Axis position errors where the CNC loses track of position by a fixed increment (typically a multiple of the encoder's position count) during high-speed movement can indicate disc contamination causing occasional missed counts.
Physical indicators include roughness or resistance when rotating the motor shaft by hand (indicating bearing wear in the encoder), and visible coolant or oil contamination around the encoder body seal. Any of these should prompt testing before an outright encoder failure stops the machine.
Q4: How should a surplus A860-0360-T001 be evaluated before installation on a production machine?
At minimum, the replacement encoder should be tested on a closed-loop alpha motor test rig with a compatible CNC — driven at rated speed, in both directions, with the serial feedback verified against commanded position.
A supplier who tests on a static bench (powering the encoder without rotating it) is providing a much weaker quality assurance than one who tests under rotation on a real Fanuc system. Ask specifically about the test methodology.
Also inspect the 15-pin connector for bent or corroded pins and verify the encoder body housing seal shows no cracks or evidence of previous liquid ingress.
Q5: Is the A860-0360-T001 compatible with the same CNC generation as the Serial A encoder (A860-0346-T101)?

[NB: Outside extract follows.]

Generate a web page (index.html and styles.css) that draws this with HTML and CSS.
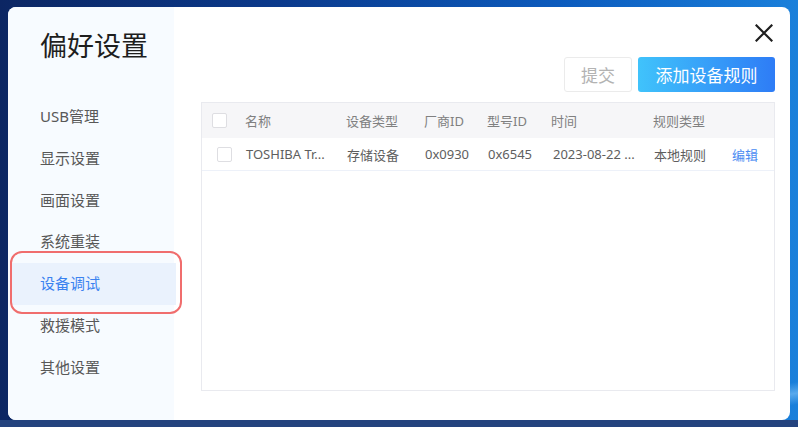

Yes — the αA64 A860-0360-T001 and the Serial A A860-0346-T101 are both compatible with Fanuc Series 15/16/18/21 (Model A) CNCs with their respective motor types. However, the two encoders serve different motor families: the T001 goes on small alpha motors, and the Serial A encoder goes on S-series motors.
The CNC's servo interface handles both encoder types through its digital servo loop, but they are not interchangeable between motor generations — each encoder fits only its intended motor type.